There is an additional factor here, too: if your currency goes a long way in a market like Prague (or, say, Bali or Egypt), there is still only so much on supply in such markets: classical recordings and strip shows (in Prague), food, drinks, souvenirs — and so on. However, if it is in New York where your money can go a long way — a market already reasonably priced and full of bargains for things like books, music, videos, electronics and clothes — then imagine the depravity circumstances will throw you into (ah! bloody circumstances, always being thrust upon the innocent ones) when an orange, a red and grey banknote can get you Ben Franklin’s worth…

Let me confess: we were hardly innocent and unsuspecting. We had suspended most shopping for clothes, books and electronics for months, in anticipation of our trip. To give you an idea, we were most frugal when it came to books, as we only bought $600 worth of them: they are heavy and we didn’t want to pay for overweight luggage…

5 May, 2008

New York: urban beauty and comics

Filed under: Friends, Internal life, Pictures, Reviews, Travel — Loxias @ 1:36 am

I am still wildly jetlagged. I have to be up to get up to go to work in less than six hours but I am wide awake. I also feel happy and fulfilled. Have you ever before read here about me being happy ? There you go.
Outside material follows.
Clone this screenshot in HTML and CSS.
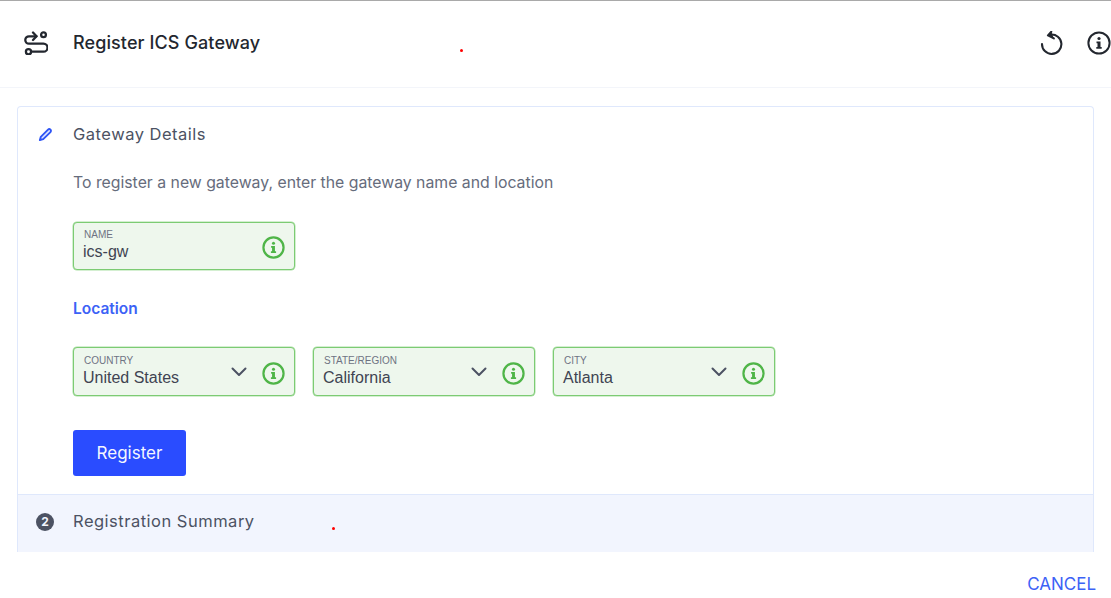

I spent twelve nights in New York, on business. We also went out a lot, shopped a lot, walked a lot, took in all this urban life, motion and feel that will keep me sane for a little longer. Fun was had aplenty. We saw Viennese Rhino and Harvard Nun again, who drove all the way from New England. Harvard Nun being a New Yorker (you know, one of those lamenting the gentrification of East Village), she gave us a few valuable tips. Much of what was felt and seen can be glimpsed in my recently updated New York photoset. Some of it I will be writing about. Some of it is for me to keep.

Just one little thing to start with: We were in New Jersey on a bus headed to Port Authority, in the queue for Lincoln Tunnel. The Manhattan-bound traffic was slow (obviously), night had fallen in the meantime. After a turn, looking to the left, I saw lit-up Manhattan occupying half the horizon. It was the definition of urban beauty. It was heart-stopping. Or, really, it was plainly beautiful and majestic, just like the way approaching Venice from the water is, only significantly more powerful. I was overwhelmed, I physically gasped. Part of this wonder can be sampled here (badly and artlessly rendered):

From NJ

Actually, photography hardly ever does any justice to New York: too many things happen in a single frame, there is too much complexity in a single picture which can easily be mistaken as noise, the context can easily be lost. I think that only comics can do justice to the city, in their annotated complexity, in the deliberate choices of what goes where and in the way zooming and change of angle can carry interpretation with them. No wonder comics love this city.